Here is the panaromic view from Mastcam. But as you can see by image's description, we're all still waiting for the big picture though! Excerpt from [1]: "As engaging as this color panorama is, it is important to note this is only one-eighth the potential resolution of images from this camera." [1]http://www.nasa.gov/mission_pages/msl/news/msl20120809.html
Some of the images, and the one I used for my comparison, are from the Mastcam, I believe.

The MAHLI is the only visible light camera that hasn't been used at this point.

Interesting. I'm just going on a hunch here, but maybe getting better photographs of the Mars surface is not a priority anymore?
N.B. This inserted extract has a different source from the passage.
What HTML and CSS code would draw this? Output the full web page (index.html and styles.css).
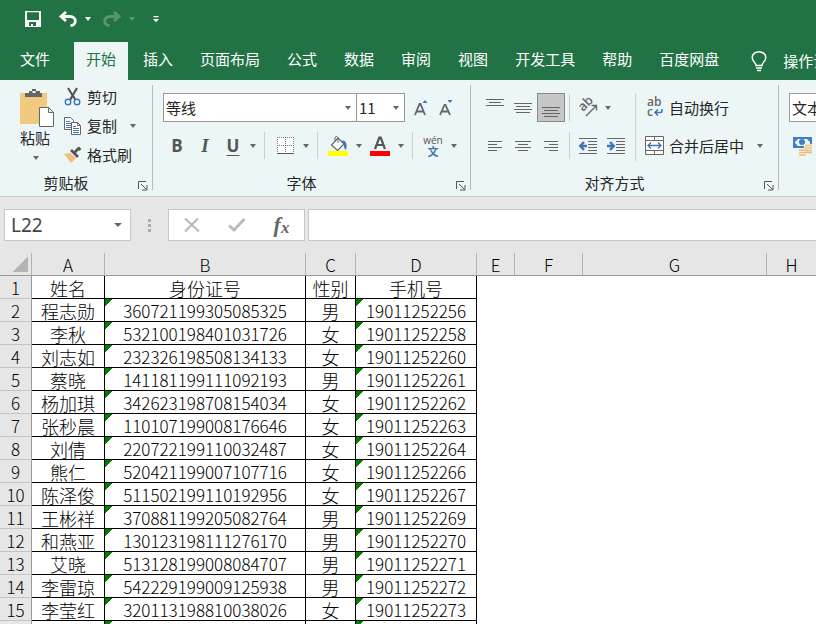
FILE: index.html
```
<!DOCTYPE html>
<html lang="zh-CN">
    <head>
        <meta charset="utf-8">
        <title>工作簿</title>
        <link rel="stylesheet" href="styles.css">
    </head>
    <body>
        <div class="quick">
            <button class="q-save" aria-label="保存">
                <svg width="16" height="16" viewBox="0 0 16 16"><path d="M0 0h16v16H0zM2 1.300v7.700h12V1.300zM4 11v4h2v-2h2v2h3v-4z" fill="#fff" fill-rule="evenodd"/></svg>
            </button>
            <button class="q-undo" aria-label="撤消">
                <svg width="18" height="16" viewBox="0 0 18 16"><path d="M7 1L2 5.500L7 10M2 5.500h9c7 0 7 9 .5 9" fill="none" stroke="#fff" stroke-width="2.800"/></svg>
                <i class="caret"></i>
            </button>
            <button class="q-redo" aria-label="恢复">
                <svg width="18" height="16" viewBox="0 0 18 16"><path d="M11 1l5 4.500L11 10M16 5.500H7c-7 0-7 9-.5 9" fill="none" stroke="#fff" stroke-width="2.800"/></svg>
                <i class="caret"></i>
            </button>
            <button class="q-more" aria-label="自定义">
                <svg width="6" height="7" viewBox="0 0 6 7"><path d="M.5 0h5v1.200h-5zM0 3h6L3 6.200z" fill="#fff"/></svg>
            </button>
        </div>

        <nav class="tabs">
            <a class="file" href="#">文件</a>
            <a class="active" href="#">开始</a>
            <a href="#">插入</a>
            <a href="#">页面布局</a>
            <a href="#">公式</a>
            <a href="#">数据</a>
            <a href="#">审阅</a>
            <a href="#">视图</a>
            <a href="#">开发工具</a>
            <a href="#">帮助</a>
            <a href="#">百度网盘</a>
            <a class="tell" href="#">
                <svg width="16" height="21" viewBox="0 0 16 21"><path d="M5 14.500c0-3-3.800-4-3.800-8a6.800 5.800 0 0 1 13.600 0c0 4-3.800 5-3.800 8zM5 17h6M6 19.500h4" fill="none" stroke="#fff" stroke-width="1.500"/></svg>
                操作说明搜索
            </a>
        </nav>

        <div class="ribbon">
            <!-- 剪贴板 -->
            <section class="group clipboard">
                <div class="tools">
                    <button class="paste">
                        <svg width="34" height="38" viewBox="0 0 34 38"><path d="M0 4h27v31H0z" fill="#f0cb7e"/><path d="M5 4h4V2h3V0h4v2h4v2h2v4H5z" fill="#666"/><path d="M12.500 2h3v2h-3z" fill="#edf6f7"/><path d="M19.500 18.500h9l5 5v14h-14z" fill="#fff" stroke="#666"/><path d="M28.500 18.500v5h5" fill="none" stroke="#666"/></svg>
                        <span>粘贴</span>
                        <i class="caret"></i>
                    </button>
                    <div class="list">
                        <button>
                            <svg width="18" height="18" viewBox="0 0 18 18"><path d="M4 0l7.500 12M13 0L6 12" stroke="#555" stroke-width="2.200"/><g fill="none" stroke="#3f74b5" stroke-width="1.400"><circle cx="4" cy="14" r="2.800"/><circle cx="13" cy="14" r="2.800"/></g></svg>
                            剪切
                        </button>
                        <button>
                            <svg width="18" height="18" viewBox="0 0 18 18"><path d="M.5.500h6l3 3v9h-9z" fill="#fff" stroke="#666"/><path d="M2 4.500h4M2 6.500h5M2 8.500h5M2 10.500h5" stroke="#3f74b5"/><path d="M7.500 5.500h6l3 3v9h-9z" fill="#fff" stroke="#666"/><path d="M13.500 5.500v3h3" fill="none" stroke="#666"/><path d="M9 9.500h3M9 11.500h6M9 13.500h6M9 15.500h6" stroke="#3f74b5"/></svg>
                            复制
                            <i class="caret"></i>
                        </button>
                        <button>
                            <svg width="18" height="18" viewBox="0 0 18 18"><path d="M0 8l6-1 6 5-5 5z" fill="#f0c078"/><path d="M7 4l7 7M15 2l-4 4" stroke="#555" stroke-width="2.800"/><path d="M14 1.500l2.500 2.500" stroke="#555" stroke-width="2.500"/></svg>
                            格式刷
                        </button>
                    </div>
                </div>
                <div class="caption">
                    <span>剪贴板</span>
                    <button aria-label="剪贴板设置"><svg width="10" height="10" viewBox="0 0 10 10"><path d="M.5 8V.500H8M3 3l5.500 5.500M4 9h5V4" fill="none" stroke="#555"/></svg></button>
                </div>
            </section>

            <!-- 字体 -->
            <section class="group font">
                <div class="tools">
                    <div class="row">
                        <label class="combo family"><select aria-label="字体"><option>等线</option></select><i class="caret"></i></label>
                        <label class="combo size"><select aria-label="字号"><option>11</option></select><i class="caret"></i></label>
                        <button class="tool grow" aria-label="增大字号">
                            <svg width="16" height="18" viewBox="0 0 16 18"><path d="M1 16L5.500 5h1L11 16M3 12.500h6" fill="none" stroke="#666" stroke-width="1.800"/><path d="M8.500 4L11 1l2.500 3z" fill="#3f74b5"/></svg>
                        </button>
                        <button class="tool" aria-label="减小字号">
                            <svg width="16" height="18" viewBox="0 0 16 18"><path d="M1 16L5.500 6h1L11 16M3 12.500h6" fill="none" stroke="#666" stroke-width="1.800"/><path d="M8.500 1h5L11 4z" fill="#3f74b5"/></svg>
                        </button>
                    </div>
                    <div class="row">
                        <button class="tool letter bold">B</button>
                        <button class="tool letter italic">I</button>
                        <button class="tool letter under">U</button>
                        <button class="drop" aria-label="下划线样式"><i class="caret"></i></button>
                        <i class="sep"></i>
                        <button class="tool wide" aria-label="边框">
                            <svg width="17" height="17" viewBox="0 0 17 17"><path d="M0 0h17v17H0z" fill="#fff"/><path d="M0 .5h17M0 8.500h17M.5 0v16M8.500 0v16M16.500 0v16" stroke="#777" stroke-dasharray="1 1"/><path d="M0 16.500h17" stroke="#555"/></svg>
                        </button>
                        <button class="drop" aria-label="边框样式"><i class="caret"></i></button>
                        <i class="sep"></i>
                        <button class="tool wide" aria-label="填充颜色">
                            <svg width="20" height="20" viewBox="0 0 20 20"><path d="M10 2l6 6-6.500 6.500L3.500 9z" fill="#fff" stroke="#666" stroke-width="1.200"/><path d="M7 5V1.500Q8.500-.5 10 1.500V7" fill="none" stroke="#666"/><path d="M13.500 4.500c5-.5 6 4 4.500 9.500-1.500-1-2.500-3-2-6z" fill="#3f74b5"/><path d="M0 15h20v5H0z" fill="#ff0"/></svg>
                        </button>
                        <button class="drop" aria-label="选择填充颜色"><i class="caret"></i></button>
                        <button class="tool wide" aria-label="字体颜色">
                            <svg width="20" height="20" viewBox="0 0 20 20"><path d="M5 13L9.300 1.500h1.400L15 13M6.500 9h7" fill="none" stroke="#555" stroke-width="2.200"/><path d="M0 15h20v5H0z" fill="#f00"/></svg>
                        </button>
                        <button class="drop" aria-label="选择字体颜色"><i class="caret"></i></button>
                        <i class="sep"></i>
                        <button class="tool wide pinyin"><span>wén</span><b>文</b></button>
                        <button class="drop" aria-label="拼音选项"><i class="caret"></i></button>
                    </div>
                </div>
                <div class="caption">
                    <span>字体</span>
                    <button aria-label="字体设置"><svg width="10" height="10" viewBox="0 0 10 10"><path d="M.5 8V.500H8M3 3l5.500 5.500M4 9h5V4" fill="none" stroke="#555"/></svg></button>
                </div>
            </section>

            <!-- 对齐方式 -->
            <section class="group align">
                <div class="tools">
                    <div class="left">
                        <div class="row">
                            <button class="tool" aria-label="顶端对齐"><svg width="18" height="18" viewBox="0 0 18 18"><path d="M0 .500h18M3 3.500h12M0 6.500h18" stroke="#666"/></svg></button>
                            <button class="tool" aria-label="垂直居中"><svg width="18" height="18" viewBox="0 0 18 18"><path d="M0 4.500h18M2 7.500h14M0 10.500h18M2 13.500h14" stroke="#666"/></svg></button>
                            <button class="tool on" aria-label="底端对齐"><svg width="18" height="18" viewBox="0 0 18 18"><path d="M0 8.500h18M2 11.500h14M0 14.500h18M2 17.500h14" stroke="#666"/></svg></button>
                            <i class="sep"></i>
                            <button class="tool" aria-label="方向"><svg width="20" height="20" viewBox="0 0 20 20"><text x="0" y="0" transform="translate(5 14) rotate(-45)" font-size="13" font-weight="600" fill="#666">ab</text><path d="M8 18L18 8M13.500 7.500h5v5" fill="none" stroke="#666" stroke-width="1.400"/></svg></button>
                            <button class="drop" aria-label="方向选项"><i class="caret"></i></button>
                        </div>
                        <div class="row">
                            <button class="tool" aria-label="左对齐"><svg width="14" height="12" viewBox="0 0 14 12"><path d="M0 1.500h14M0 4.500h9M0 7.500h14M0 10.500h9" stroke="#666"/></svg></button>
                            <button class="tool" aria-label="居中"><svg width="16" height="12" viewBox="0 0 16 12"><path d="M0 1.500h16M3 4.500h10M0 7.500h16M3 10.500h10" stroke="#666"/></svg></button>
                            <button class="tool" aria-label="右对齐"><svg width="14" height="12" viewBox="0 0 14 12"><path d="M0 1.500h14M5 4.500h9M0 7.500h14M5 10.500h9" stroke="#666"/></svg></button>
                            <i class="sep"></i>
                            <button class="tool" aria-label="减少缩进"><svg width="18" height="16" viewBox="0 0 18 16"><path d="M0 .5h18M9 3.500h9M9 6.500h9M9 9.500h9M9 12.500h9M0 15.500h18" stroke="#666"/><path d="M8 8H2M5 4L1.200 8 5 12" fill="none" stroke="#3f74b5" stroke-width="2.400"/></svg></button>
                            <button class="tool" aria-label="增加缩进"><svg width="18" height="16" viewBox="0 0 18 16"><path d="M0 .5h18M9 3.500h9M9 6.500h9M9 9.500h9M9 12.500h9M0 15.500h18" stroke="#666"/><path d="M0 8h6M3 4l3.800 4L3 12" fill="none" stroke="#3f74b5" stroke-width="2.400"/></svg></button>
                        </div>
                    </div>
                    <i class="sep tall"></i>
                    <div class="right">
                        <button class="row wrap">
                            <svg width="20" height="20" viewBox="0 0 20 20"><text x="2" y="8" font-size="12" font-weight="600" fill="#666">ab</text><text x="2" y="18" font-size="12" font-weight="600" fill="#666">c</text><path d="M17 11v2q0 1.500-1.500 1.500H10M13 11.500l-3 3 3 3" fill="none" stroke="#3f74b5" stroke-width="1.600"/></svg>
                            自动换行
                        </button>
                        <button class="row">
                            <svg width="20" height="20" viewBox="0 0 20 20"><path d="M.5.500h18v18H.5z" fill="#fff" stroke="#666"/><path d="M0 4.500h19M0 14.500h19M9.500 0v4M9.500 15v4" stroke="#666"/><path d="M3 9.500h13M6 6.500l-3 3 3 3M13 6.500l3 3-3 3" fill="none" stroke="#3f74b5" stroke-width="1.300"/></svg>
                            合并后居中
                            <i class="caret"></i>
                        </button>
                    </div>
                </div>
                <div class="caption">
                    <span>对齐方式</span>
                    <button aria-label="对齐设置"><svg width="10" height="10" viewBox="0 0 10 10"><path d="M.5 8V.500H8M3 3l5.500 5.500M4 9h5V4" fill="none" stroke="#555"/></svg></button>
                </div>
            </section>

            <!-- 数字 -->
            <section class="group number">
                <div class="tools">
                    <div class="row">
                        <label class="combo format"><select aria-label="数字格式"><option>文本</option></select></label>
                    </div>
                    <div class="row">
                        <button class="tool money" aria-label="会计数字格式"><svg width="20" height="20" viewBox="0 0 20 20"><path d="M0 1h19v11H0z" fill="#3f7fc1"/><path d="M2 3h15v7H2z" fill="#edf6f7"/><path d="M2 3h3L2 6zM17 3h-3l3 3zM2 10h3L2 7z" fill="#3f7fc1"/><circle cx="9" cy="6" r="3" fill="#3f7fc1"/><path d="M11 8h8v10h-4v2H6v-7h5z" fill="#edf6f7"/><path d="M12 9.500h7M12 12h7M12 14.500h7M6 14h7M6 16.500h13M6 19h7" stroke="#efbd74" stroke-width="1.700"/></svg></button>
                    </div>
                </div>
            </section>
        </div>

        <div class="formula">
            <label class="name"><input type="text" value="L22" aria-label="名称框"><i class="caret"></i></label>
            <svg class="dots" width="3" height="13" viewBox="0 0 3 13"><path d="M0 0h3v3H0zM0 5h3v3H0zM0 10h3v3H0z" fill="#aaa"/></svg>
            <div class="actions">
                <button aria-label="取消"><svg width="16" height="14" viewBox="0 0 16 14"><path d="M1 .5l14 13M14 .5L1 13.500" stroke="#bbb" stroke-width="2.200"/></svg></button>
                <button aria-label="输入"><svg width="18" height="14" viewBox="0 0 18 14"><path d="M1 7.500l5 4.500L16.500 1" fill="none" stroke="#bbb" stroke-width="3"/></svg></button>
                <button class="fx" aria-label="插入函数"><em>f</em><em class="x">x</em></button>
            </div>
            <input class="edit" type="text" aria-label="编辑栏">
        </div>

        <table class="sheet">
            <colgroup>
                <col class="c-no"><col class="c-a"><col class="c-b"><col class="c-c"><col class="c-d"><col class="c-e"><col class="c-f"><col class="c-g"><col>
            </colgroup>
            <thead>
                <tr><th class="corner"></th><th>A</th><th>B</th><th>C</th><th>D</th><th>E</th><th>F</th><th>G</th><th>H</th></tr>
            </thead>
            <tbody>
                <tr><th>1</th><td>姓名</td><td>身份证号</td><td>性别</td><td>手机号</td></tr>
                <tr><th>2</th><td>程志勋</td><td class="t">360721199305085325</td><td>男</td><td class="t">19011252256</td></tr>
                <tr><th>3</th><td>李秋</td><td class="t">532100198401031726</td><td>女</td><td class="t">19011252258</td></tr>
                <tr><th>4</th><td>刘志如</td><td class="t">232326198508134133</td><td>女</td><td class="t">19011252260</td></tr>
                <tr><th>5</th><td>蔡晓</td><td class="t">141181199111092193</td><td>男</td><td class="t">19011252261</td></tr>
                <tr><th>6</th><td>杨加琪</td><td class="t">342623198708154034</td><td>女</td><td class="t">19011252262</td></tr>
                <tr><th>7</th><td>张秒晨</td><td class="t">110107199008176646</td><td>女</td><td class="t">19011252263</td></tr>
                <tr><th>8</th><td>刘倩</td><td class="t">220722199110032487</td><td>女</td><td class="t">19011252264</td></tr>
                <tr><th>9</th><td>熊仁</td><td class="t">520421199007107716</td><td>女</td><td class="t">19011252266</td></tr>
                <tr><th>10</th><td>陈泽俊</td><td class="t">511502199110192956</td><td>女</td><td class="t">19011252267</td></tr>
                <tr><th>11</th><td>王彬祥</td><td class="t">370881199205082764</td><td>男</td><td class="t">19011252269</td></tr>
                <tr><th>12</th><td>和燕亚</td><td class="t">130123198111276170</td><td>男</td><td class="t">19011252270</td></tr>
                <tr><th>13</th><td>艾晓</td><td class="t">513128199008084707</td><td>男</td><td class="t">19011252271</td></tr>
                <tr><th>14</th><td>李雷琼</td><td class="t">542229199009125938</td><td>男</td><td class="t">19011252272</td></tr>
                <tr><th>15</th><td>李莹红</td><td class="t">320113198810038026</td><td>女</td><td class="t">19011252273</td></tr>
                <tr><th></th><td></td><td class="t"></td><td></td><td class="t"></td></tr>
            </tbody>
        </table>
    </body>
</html>
```
FILE: styles.css
```
*{
    box-sizing:border-box;
}
body{
    margin:0;
    height:100vh;
    overflow:hidden;
    background:#fff;
    color:#262626;
    font:15px/20px "Noto Sans CJK SC",sans-serif;
}
button,input,select{
    margin:0;
    padding:0;
    border:0;
    background:none;
    color:inherit;
    font:inherit;
    appearance:none;
    border-radius:0;
}
button{
    display:flex;
    align-items:center;
    white-space:nowrap;
}
svg{
    display:block;
    flex:none;
    overflow:visible;
}
a{
    color:inherit;
    text-decoration:none;
}
.caret{
    flex:none;
    border:3px solid transparent;
    border-top:4px solid #666;
    border-bottom:0;
}

/* 标题栏 */
.quick{
    display:flex;
    height:42px;
    padding:0 25px;
    background:#217346;
}
.quick button{
    height:38px;
}
.quick .caret{
    margin-left:8px;
    border-top-color:#fff;
}
.q-undo,.q-redo{
    margin-left:18px;
}
.q-redo{
    margin-left:12px;
    opacity:.25;
}
.q-more{
    margin-left:18px;
}

/* 选项卡 */
.tabs{
    display:flex;
    gap:3px;
    height:38px;
    background:#217346;
    color:#fff;
    line-height:34px;
    white-space:nowrap;
    overflow:hidden;
}
.tabs a{
    flex:none;
    padding:0 12px;
}
.tabs .file{
    padding:0 21px 0 20px;
}
.tabs .active{
    background:#edf6f7;
    color:#217346;
}
.tabs .tell{
    display:flex;
    align-items:center;
    gap:16px;
    padding-left:17px;
}

/* 功能区 */
.ribbon{
    display:flex;
    height:117px;
    padding:5px 0 6px;
    background:#edf6f7;
    border-bottom:1px solid #d0cdd0;
    overflow:hidden;
}
.group{
    display:flex;
    flex:none;
    flex-direction:column;
    justify-content:space-between;
    border-right:1px solid #b8b8bc;
}
.caption{
    display:flex;
    align-items:center;
    height:14px;
}
.caption span{
    flex:1;
    text-align:center;
}
.caption button{
    width:20px;
    padding:5px 0 0 6px;
}
.clipboard{
    width:153px;
}
.clipboard .tools{
    display:flex;
    gap:10px;
    padding-left:20px;
}
.paste{
    flex-direction:column;
    align-items:flex-start;
    justify-content:flex-start;
    padding-top:4px;
}
.paste span{
    margin:1px 0 8px;
}
.paste .caret{
    margin-left:13px;
}
.list{
    margin-top:-3px;
}
.list button{
    height:29px;
    gap:5px;
}
.list .caret{
    margin-left:8px;
}
.font .tools,.number .tools,.left,.right{
    display:flex;
    flex-direction:column;
    gap:9px;
}
.font{
    width:318px;
}
.font .tools,.number .tools{
    padding:8px 10px 0;
}
.row{
    display:flex;
    align-items:center;
    height:29px;
}
.combo{
    display:flex;
    flex:none;
    align-items:center;
    height:29px;
    padding-right:5px;
    background:#fff;
    border:1px solid #999;
}
.combo select{
    flex:1;
    min-width:0;
    padding-left:2px;
}
.family{
    width:194px;
}
.size{
    width:49px;
    margin-left:-1px;
}
.format{
    width:120px;
}
.grow{
    margin-left:4px;
}
.tool{
    justify-content:center;
    width:28px;
    height:29px;
}
.wide{
    width:30px;
}
.on{
    background:#c6c6c6;
    border:1px solid #8a8a8a;
}
.drop{
    justify-content:center;
    width:12px;
    height:29px;
}
.sep{
    width:1px;
    height:27px;
    margin:0 5px;
    background:#d0d0d4;
}
.letter{
    color:#555;
    font:bold 17px/20px "Open Sans",sans-serif;
}
.italic{
    font-family:"Liberation Serif",serif;
    font-style:italic;
    font-size:19px;
}
.under{
    text-decoration:underline;
    text-decoration-thickness:1px;
    text-underline-offset:3px;
}
.pinyin{
    flex-direction:column;
    color:#555;
    font:10px/10px "Open Sans",sans-serif;
}
.pinyin b{
    color:#3f74b5;
    font:bold 11px/12px "Noto Sans CJK SC",sans-serif;
}
.align{
    width:308px;
}
.align .tools{
    display:flex;
    padding:8px 0 0 10px;
}
.align .row .sep{
    margin:0 4px;
}
.align text{
    font-family:"Open Sans",sans-serif;
}
.tall{
    height:68px;
}
.right{
    padding-left:4px;
}
.right .row{
    gap:4px;
}
.right .caret{
    margin-left:9px;
}
.money{
    justify-content:flex-start;
    padding-left:4px;
}

/* 编辑栏 */
.formula{
    display:flex;
    align-items:center;
    height:56px;
    padding:0 0 0 4px;
    background:#e6e6e6;
}
.name,.actions,.edit{
    height:32px;
    background:#fff;
    border:1px solid #c6c6c6;
}
.name{
    display:flex;
    align-items:center;
    width:127px;
    padding:0 8px 0 6px;
}
.name input{
    flex:1;
    min-width:0;
    height:28px;
    color:#444;
    font:19px/24px "Noto Sans",sans-serif;
}
.name .caret,.dots{
    flex:none;
}
.name .caret{
    border-width:4px 4px 0;
}
.dots{
    margin:0 17px;
}
.actions{
    display:flex;
    width:137px;
    margin-right:3px;
}
.actions button{
    flex:1;
    justify-content:center;
}
.fx{
    color:#666;
    font:bold 22px/22px "Liberation Serif",serif;
}
.fx .x{
    padding-top:5px;
    font-size:17px;
}
.edit{
    flex:1;
    min-width:0;
    border-right:0;
}

/* 工作表 */
.sheet{
    width:100%;
    table-layout:fixed;
    border-collapse:separate;
    border-spacing:0;
    color:#000;
    font:17px/20px "Noto Sans CJK SC",sans-serif;
}
.c-no{ width:32px; }
.c-a{ width:73px; }
.c-b{ width:201px; }
.c-c{ width:50px; }
.c-d{ width:121px; }
.c-e{ width:38px; }
.c-f{ width:68px; }
.c-g{ width:184px; }
.sheet th,.sheet td{
    height:23px;
    padding:1px 0 0;
    font-weight:300;
    text-align:center;
    white-space:nowrap;
    border-right:1px solid #000;
    border-bottom:1px solid #000;
}
.sheet td{
    font-size:18px;
}
.sheet .t{
    font-size:17px;
    background:linear-gradient(135deg,#008000 50%,transparent 50%) 0 0/14px 14px no-repeat;
    background-size:8px 8px;
}
.sheet th{
    background:#e6e6e6;
    border-color:#c4c4c4;
    border-right-color:#999;
}
.sheet thead th{
    padding-top:2px;
    border-bottom-color:#999;
    border-right-color:#b4b4b4;
}
.sheet thead th:last-child{
    border-right:0;
}
.sheet .corner{
    background:linear-gradient(135deg,transparent 50%,#b4b4b4 50%) 13px 4px/15px 15px no-repeat #e6e6e6;
}
```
From the wikipedia page of Mars Science Laboratory the goals of the mission are:

To contribute to these goals, MSL has six main scientific objectives:

* Determine the mineralogical composition of the Martian surface and near-surface geological materials.

* Attempt to detect chemical building blocks of life (biosignatures).

* Interpret the processes that have formed and modified rocks and soils.

* Assess long-timescale (i.e., 4-billion-year) Martian atmospheric evolution processes.

* Determine present state, distribution, and cycling of water and carbon dioxide.

* Characterize the broad spectrum of surface radiation, including galactic radiation, cosmic radiation, solar proton events and secondary neutrons.

By those I can understand why carrying a high res camera was not a priority because it would have added weight, taken up space and also consumed more bandwidth while transmitting? :)

How are you supposed to maneuver a 2 ton (or any rover for that matter) rover without cameras?

And I guess today they are cheap and easy enough (I mean, cheap as space exploration goes)

> How are you supposed to maneuver a 2 ton (or any rover for that matter) rover without cameras?

It's one ton, and you can't, which is why it has 2 navigation cameras and 4 hazard cameras near the wheels.